Linux 7.0 shipped on April 12. Rust is official. AI is now a kernel coworker. Linus Torvalds calls this the new normal.
Twenty-three years. One evening.
A bash script runs in a loop on Nicholas Carlini's laptop. It does nothing clever. It opens a kernel source file, hands it to Claude Opus 4.6, asks the model to pretend it is in a capture-the-flag competition, and asks what it can break. Then it opens the next file. Then the next. Carlini is not watching it. He has run this kind of thing before. For months, he has run this kind of thing. All he ever gets back is noise.
Then a result comes back... And making him stop typing.

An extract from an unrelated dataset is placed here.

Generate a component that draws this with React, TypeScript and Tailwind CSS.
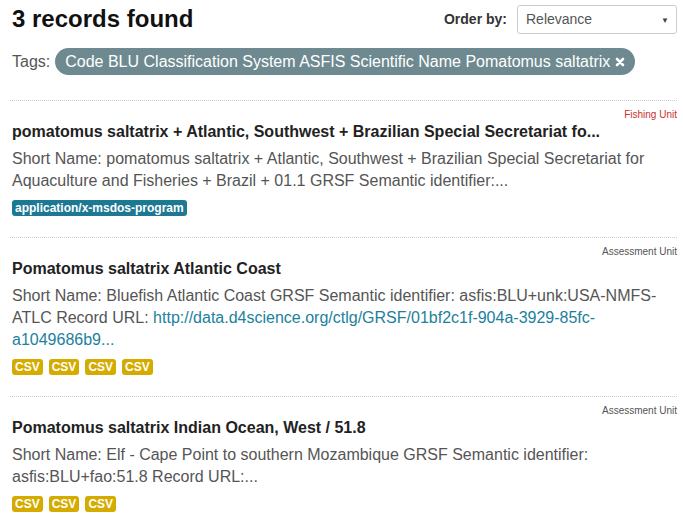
import React from 'react';

type Record = {
  kind: string;
  kindClass: string;
  title: string;
  body: React.ReactNode;
  badges: { label: string; className: string }[];
};

const records: Record[] = [
  {
    kind: 'Fishing Unit',
    kindClass: 'text-[#c9302c]',
    title: 'pomatomus saltatrix + Atlantic, Southwest + Brazilian Special Secretariat fo...',
    body: (
      <>
        Short Name: pomatomus saltatrix + Atlantic, Southwest + Brazilian Special Secretariat for Aquaculture and
        Fisheries + Brazil + 01.1 GRSF Semantic identifier:...
      </>
    ),
    badges: [{ label: 'application/x-msdos-program', className: 'bg-[#1d7893]' }],
  },
  {
    kind: 'Assessment Unit',
    kindClass: 'text-[#555]',
    title: 'Pomatomus saltatrix Atlantic Coast',
    body: (
      <>
        Short Name: Bluefish Atlantic Coast GRSF Semantic identifier: asfis:BLU+unk:USA-NMFS-ATLC Record URL:{' '}
        <a className="text-[#21819c]">http://data.d4science.org/ctlg/GRSF/01bf2c1f-904a-3929-85fc-a1049686b9...</a>
      </>
    ),
    badges: [1, 2, 3, 4].map(() => ({ label: 'CSV', className: 'bg-[#d6ab00]' })),
  },
  {
    kind: 'Assessment Unit',
    kindClass: 'text-[#555]',
    title: 'Pomatomus saltatrix Indian Ocean, West / 51.8',
    body: (
      <>
        Short Name: Elf - Cape Point to southern Mozambique GRSF Semantic identifier: asfis:BLU+fao:51.8 Record
        URL:...
      </>
    ),
    badges: [1, 2, 3].map(() => ({ label: 'CSV', className: 'bg-[#d6ab00]' })),
  },
];

export default function App() {
  return (
    <div className="w-[683px] h-[517px] overflow-hidden bg-white font-['Liberation_Sans',Arial,sans-serif] text-[#333]">
      {/* Header */}
      <div className="flex items-center justify-between pl-[12px] pr-[6px] pt-[4px]">
        <h3 className="text-[24px] font-bold text-[#111] leading-[30px]">3 records found</h3>
        <div className="flex items-center gap-[10px]">
          <span className="text-[14px] font-bold text-[#333]">Order by:</span>
          <div className="relative w-[160px] h-[29px] border border-[#ccc] rounded-[3px] flex items-center pl-[8px] text-[14px] text-[#555]">
            Relevance
            <span className="absolute right-[7px] top-[9px] text-[8px] text-[#444]">▼</span>
          </div>
        </div>
      </div>

      {/* Tags */}
      <div className="flex items-center gap-[5px] pl-[12px] mt-[14px] text-[16px]">
        <span className="text-[#555]">Tags:</span>
        <span className="flex items-center gap-[5px] h-[27px] px-[10px] rounded-full bg-[#6e8a90] text-white">
          Code BLU Classification System ASFIS Scientific Name Pomatomus saltatrix
          <svg width="10" height="10" viewBox="0 0 10 10">
            <path d="M2 2 L8 8 M8 2 L2 8" stroke="white" strokeWidth="2.6" strokeLinecap="round" />
          </svg>
        </span>
      </div>

      {/* Records */}
      <div className="mt-[25px] pl-[10px] pr-[6px]">
        {records.map((r, i) => (
          <div key={i} className="border-t border-dotted border-[#ccc] pl-[2px] pt-[7px] pb-[21px]">
            <div className={`text-right text-[10px] leading-[13px] ${r.kindClass}`}>{r.kind}</div>
            <div className="text-[16px] font-bold text-[#222] leading-[22px]">{r.title}</div>
            <p className="text-[16px] text-[#555] leading-[22px] mt-[5px] pr-[20px]">{r.body}</p>
            <div className="flex gap-[6px] mt-[8px]">
              {r.badges.map((b, j) => (
                <span
                  key={j}
                  className={`${b.className} text-white text-[12px] font-bold leading-[16px] px-[3px] rounded-[3px]`}
                >
                  {b.label}
                </span>
              ))}
            </div>
          </div>
        ))}
      </div>
    </div>
  );
}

The model has found a hole in the code that Linux uses to share files over a network. The same code runs inside the file server at your company, the storage appliance at your hospital, the shared drive at your kid's school district, and a fair share of the file-sharing backends behind AWS, Google Cloud, and Azure. With this bug, an intern on day one, plugged into the office guest Wi-Fi, can run a short script that seizes the file server. Seizes, as in: read the HR team's salary spreadsheet, delete the payroll archive, copy the CEO's email backups, install a permanent back door that survives the next three reboots. No admin password. No stolen credentials. No second bug to chain. Every Linux-based file server shipped between March 2003 and April 2026 had this hole.
Carlini checks the commit history. The hole was cut into the kernel in March 2003. That is, before git itself existed (git arrived in April 2005). Every Linux-based storage appliance sold over the past two decades has this bug. He sits with the screen for a while. Later, he tells an audience at the [un]prompted AI security conference: "I have never found one of these in my life before. This is very, very, very hard to do."
I have been shipping Linux systems since 2004. Telecommunications, digital health, deep-tech imaging. I have run xfs_repair midnight on production filesystems more times than I want to count. I have watched an NFS server go silent and cost a team a full day of work.
Carlini's script is not clever. It is cheap.
A week of computing with one person. Simple economics...
And Linus Torvalds tagged Linux 7.0 three weeks later with a line in his release email that read like a shrug: "I suspect it's a lot of AI tool use that will keep finding corner cases for us for a while, so this may be the 'new normal' at least for a while."
Linus Torvalds tagged Linux 7.0 on Sunday, April 12, 2026. This is the story of what arrived with it, and who put it there.
... And this is the release where the new normal arrived.